This New York Times article by Kevin Sack outlines the key findings by experts at the Health Privacy Sumit: There are SERIOUS flaws in electronic health records when it comes to privacy, and these need to be addressed NOW.
“A medical privacy breach led to the public posting on a commercial Web site of data for 20,000 emergency room patients at Stanford Hospital in Palo Alto, Calif., including names and diagnosis codes, the hospital has confirmed. The information stayed online for nearly a year.

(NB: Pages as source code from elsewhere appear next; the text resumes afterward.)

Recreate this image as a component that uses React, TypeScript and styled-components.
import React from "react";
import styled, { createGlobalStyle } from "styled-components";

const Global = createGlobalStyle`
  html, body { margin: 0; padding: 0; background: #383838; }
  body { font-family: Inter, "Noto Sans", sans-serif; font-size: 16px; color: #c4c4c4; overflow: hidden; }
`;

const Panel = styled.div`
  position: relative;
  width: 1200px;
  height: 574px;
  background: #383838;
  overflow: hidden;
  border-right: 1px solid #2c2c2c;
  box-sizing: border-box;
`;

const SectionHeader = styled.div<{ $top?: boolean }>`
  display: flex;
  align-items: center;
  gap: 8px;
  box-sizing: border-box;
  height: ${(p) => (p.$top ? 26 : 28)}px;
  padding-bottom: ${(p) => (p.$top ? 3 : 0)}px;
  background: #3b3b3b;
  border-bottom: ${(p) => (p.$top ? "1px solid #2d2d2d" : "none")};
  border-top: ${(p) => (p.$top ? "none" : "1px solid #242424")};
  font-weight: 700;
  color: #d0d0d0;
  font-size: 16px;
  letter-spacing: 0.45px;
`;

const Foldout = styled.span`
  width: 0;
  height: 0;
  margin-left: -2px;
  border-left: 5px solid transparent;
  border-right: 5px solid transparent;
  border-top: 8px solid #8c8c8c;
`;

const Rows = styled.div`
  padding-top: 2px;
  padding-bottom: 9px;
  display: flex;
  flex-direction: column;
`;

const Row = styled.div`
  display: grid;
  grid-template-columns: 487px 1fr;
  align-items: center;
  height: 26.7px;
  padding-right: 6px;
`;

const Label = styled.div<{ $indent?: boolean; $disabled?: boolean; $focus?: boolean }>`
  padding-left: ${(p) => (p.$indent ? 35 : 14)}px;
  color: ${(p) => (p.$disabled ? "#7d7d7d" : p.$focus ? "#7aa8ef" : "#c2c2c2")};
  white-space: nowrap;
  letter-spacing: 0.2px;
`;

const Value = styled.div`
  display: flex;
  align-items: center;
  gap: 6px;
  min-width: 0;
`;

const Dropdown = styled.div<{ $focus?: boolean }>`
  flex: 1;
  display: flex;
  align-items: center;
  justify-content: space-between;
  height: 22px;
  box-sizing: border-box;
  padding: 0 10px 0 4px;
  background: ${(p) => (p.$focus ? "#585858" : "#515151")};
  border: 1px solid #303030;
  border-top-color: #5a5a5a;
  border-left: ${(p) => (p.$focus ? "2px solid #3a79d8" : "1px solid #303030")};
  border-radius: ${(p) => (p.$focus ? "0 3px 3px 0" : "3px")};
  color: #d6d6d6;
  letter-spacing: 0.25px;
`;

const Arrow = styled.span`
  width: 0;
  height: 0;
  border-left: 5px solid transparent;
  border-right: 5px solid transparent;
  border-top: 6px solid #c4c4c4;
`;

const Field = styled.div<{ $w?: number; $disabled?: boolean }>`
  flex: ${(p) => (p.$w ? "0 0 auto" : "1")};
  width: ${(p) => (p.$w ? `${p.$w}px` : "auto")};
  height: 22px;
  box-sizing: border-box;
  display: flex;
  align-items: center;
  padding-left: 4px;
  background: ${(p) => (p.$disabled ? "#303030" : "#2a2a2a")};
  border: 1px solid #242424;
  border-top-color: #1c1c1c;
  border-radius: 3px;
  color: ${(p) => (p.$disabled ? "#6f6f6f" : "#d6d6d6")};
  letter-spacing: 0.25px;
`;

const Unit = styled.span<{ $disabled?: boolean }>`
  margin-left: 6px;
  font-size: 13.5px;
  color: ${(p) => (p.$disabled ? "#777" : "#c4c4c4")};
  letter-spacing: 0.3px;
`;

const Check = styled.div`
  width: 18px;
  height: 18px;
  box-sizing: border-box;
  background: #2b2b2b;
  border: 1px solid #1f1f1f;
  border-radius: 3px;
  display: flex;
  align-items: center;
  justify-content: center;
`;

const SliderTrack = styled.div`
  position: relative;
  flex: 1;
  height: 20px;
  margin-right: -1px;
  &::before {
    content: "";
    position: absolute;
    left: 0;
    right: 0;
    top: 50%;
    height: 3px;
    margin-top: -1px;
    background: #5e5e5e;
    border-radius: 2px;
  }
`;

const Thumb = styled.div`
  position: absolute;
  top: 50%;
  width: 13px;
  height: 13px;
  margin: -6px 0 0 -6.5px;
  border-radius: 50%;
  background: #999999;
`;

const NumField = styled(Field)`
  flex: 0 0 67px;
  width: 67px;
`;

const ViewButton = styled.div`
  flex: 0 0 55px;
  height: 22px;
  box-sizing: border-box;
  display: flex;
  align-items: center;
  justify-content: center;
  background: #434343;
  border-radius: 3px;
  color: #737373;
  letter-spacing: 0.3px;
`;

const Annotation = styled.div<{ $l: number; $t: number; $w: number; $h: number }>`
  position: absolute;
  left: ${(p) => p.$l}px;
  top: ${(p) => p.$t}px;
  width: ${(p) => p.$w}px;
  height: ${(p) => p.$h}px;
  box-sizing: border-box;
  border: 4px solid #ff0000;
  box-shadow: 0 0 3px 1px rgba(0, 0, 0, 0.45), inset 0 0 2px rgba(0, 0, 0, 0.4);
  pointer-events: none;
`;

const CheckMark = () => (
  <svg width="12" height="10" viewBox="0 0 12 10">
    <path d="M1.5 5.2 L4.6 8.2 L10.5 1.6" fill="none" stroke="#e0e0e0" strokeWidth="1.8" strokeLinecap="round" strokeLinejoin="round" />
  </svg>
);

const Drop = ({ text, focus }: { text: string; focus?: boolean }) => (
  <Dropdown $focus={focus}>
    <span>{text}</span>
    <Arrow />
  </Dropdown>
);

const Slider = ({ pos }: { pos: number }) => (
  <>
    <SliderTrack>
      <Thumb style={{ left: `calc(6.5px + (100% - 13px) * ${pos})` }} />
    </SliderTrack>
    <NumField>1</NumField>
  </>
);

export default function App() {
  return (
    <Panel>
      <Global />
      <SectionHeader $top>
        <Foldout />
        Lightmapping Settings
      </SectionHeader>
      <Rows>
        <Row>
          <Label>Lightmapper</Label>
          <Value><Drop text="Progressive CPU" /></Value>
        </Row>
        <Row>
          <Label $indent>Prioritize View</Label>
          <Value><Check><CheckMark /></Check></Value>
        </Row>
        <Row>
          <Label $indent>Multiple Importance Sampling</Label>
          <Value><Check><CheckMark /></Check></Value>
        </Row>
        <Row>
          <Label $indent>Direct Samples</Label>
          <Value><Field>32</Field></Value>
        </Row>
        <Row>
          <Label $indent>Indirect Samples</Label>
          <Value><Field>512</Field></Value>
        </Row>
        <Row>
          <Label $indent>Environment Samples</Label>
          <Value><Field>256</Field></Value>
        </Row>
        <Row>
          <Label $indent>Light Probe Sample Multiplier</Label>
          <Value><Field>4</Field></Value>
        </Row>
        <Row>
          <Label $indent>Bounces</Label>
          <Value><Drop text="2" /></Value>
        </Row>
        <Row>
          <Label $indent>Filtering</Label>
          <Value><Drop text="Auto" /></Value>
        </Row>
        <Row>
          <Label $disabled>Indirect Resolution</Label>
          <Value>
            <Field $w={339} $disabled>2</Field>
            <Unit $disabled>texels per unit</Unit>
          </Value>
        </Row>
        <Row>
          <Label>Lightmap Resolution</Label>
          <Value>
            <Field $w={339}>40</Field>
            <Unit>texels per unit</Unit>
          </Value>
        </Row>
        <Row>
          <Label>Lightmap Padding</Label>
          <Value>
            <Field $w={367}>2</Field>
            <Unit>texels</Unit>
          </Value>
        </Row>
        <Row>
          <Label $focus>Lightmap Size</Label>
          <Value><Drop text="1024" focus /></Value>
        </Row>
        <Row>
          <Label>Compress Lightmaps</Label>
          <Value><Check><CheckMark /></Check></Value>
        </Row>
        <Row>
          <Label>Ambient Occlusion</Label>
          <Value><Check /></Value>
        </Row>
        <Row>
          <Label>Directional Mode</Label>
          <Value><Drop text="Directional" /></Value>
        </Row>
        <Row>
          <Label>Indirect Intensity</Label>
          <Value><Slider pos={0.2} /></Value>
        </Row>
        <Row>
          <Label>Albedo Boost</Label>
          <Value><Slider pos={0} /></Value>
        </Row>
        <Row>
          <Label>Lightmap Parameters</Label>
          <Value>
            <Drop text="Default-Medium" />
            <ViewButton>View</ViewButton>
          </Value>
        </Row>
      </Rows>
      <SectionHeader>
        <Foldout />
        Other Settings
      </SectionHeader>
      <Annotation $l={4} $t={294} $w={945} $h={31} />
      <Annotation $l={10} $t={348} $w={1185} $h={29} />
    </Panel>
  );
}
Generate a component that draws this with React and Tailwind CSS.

Since discovering the breach last month, the hospital has been investigating how a detailed spreadsheet made its way from one of its vendors, a billing contractor identified as Multi-Specialty Collection Services, to a Web site called Student of Fortune, which allows students to solicit paid assistance with their schoolwork.
Gary Migdol, a spokesman for Stanford Hospital and Clinics, said the spreadsheet first appeared on the site on Sept. 9, 2010, as an attachment to a question about how to convert the data into a bar graph.
Although medical security breaches are not uncommon, the Stanford breach was notable for the length of time that the data remained publicly available without detection.
Even as government regulators strengthen oversight by requiring public reporting of breaches and imposing heavy fines, experts on medical security said the Stanford breach spotlighted the persistent vulnerability posed by legions of outside contractors that gain access to private data.”